If you want to relocate out-of-state or away from your hometown, realize many companies will not pay for relocation in the current economic environment unless they cannot find a local candidate. Here are a few techniques you can use to increase your chances for an out-of-state job:

  • Find a mailbox company (or a friend) with an address perceived as within the commuting distance for the job. Also, get a phone number (use Skype or Google Voice) to get a phone number that is in the area code where the job is.
  • In the cover letter, mention although you are currently working in another city, you have begun the transition to the new location. This is true if you have established an address and phone number in the new city.
  • I do not recommend that your resume list name, email address and phone number only. That bare-bones information can get you eliminated from the application, since the company will assume you are hiding something.
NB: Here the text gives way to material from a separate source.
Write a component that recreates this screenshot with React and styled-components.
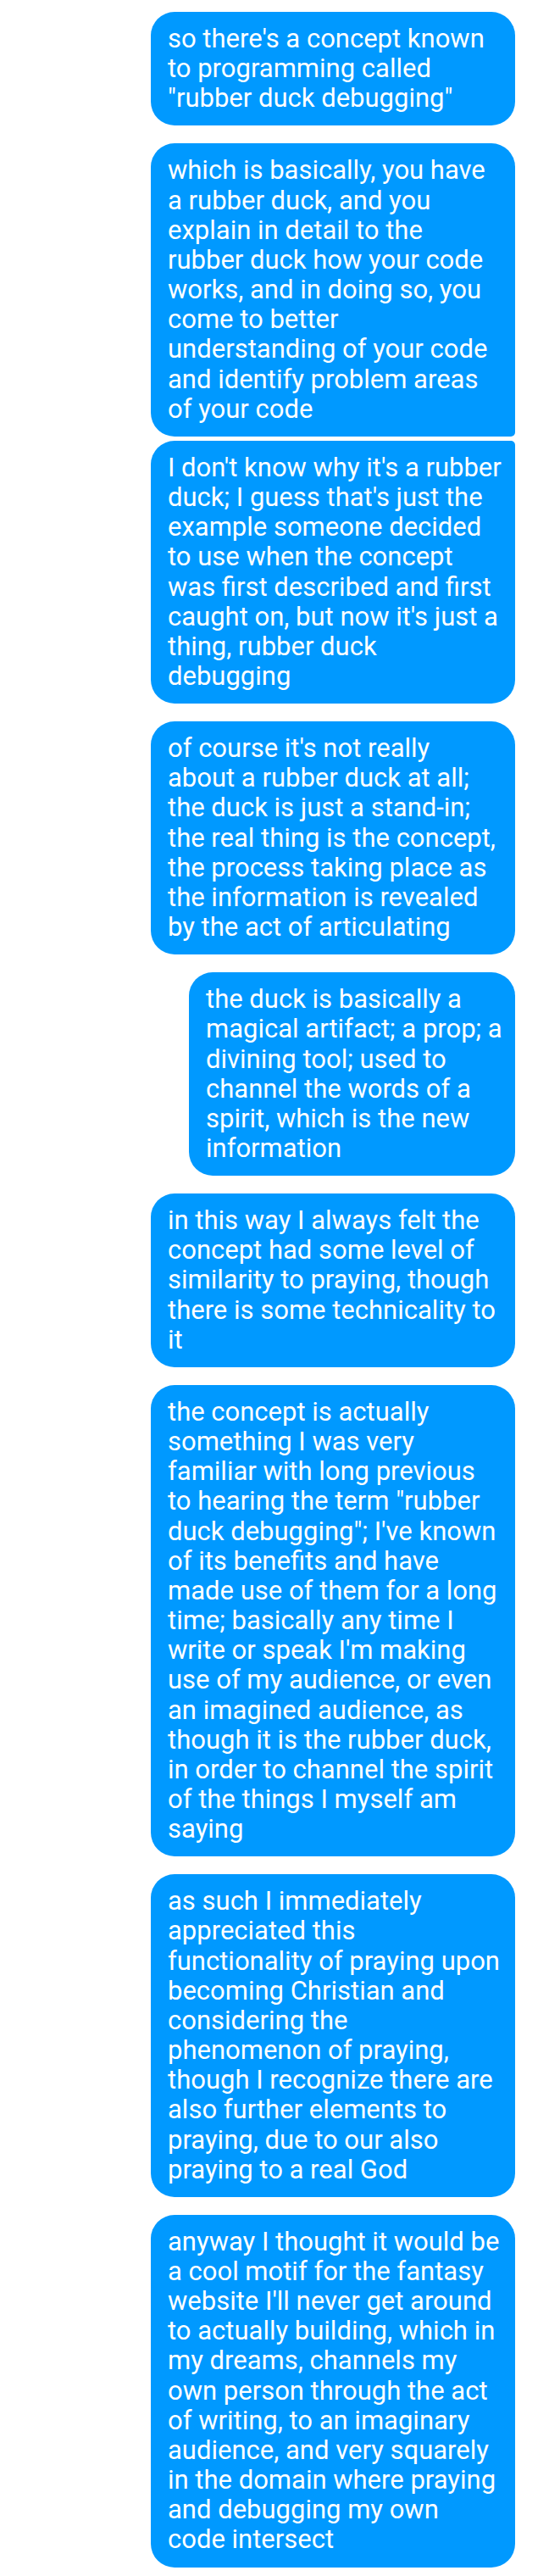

  • In the cover letter or email that accompanies your resume mention that you are open to relocation. Even better, if you already have plans in place to move to the state, let the company know when you will be a resident.
  • The easier you make your relocation for the company involved, the more likely they will be to consider you. You may want to consider paying for your own transportation to the interview.

Of course, the most important consideration is your resume and cover letter highlight the skills, accomplishments and experience that companies in your target state are looking for.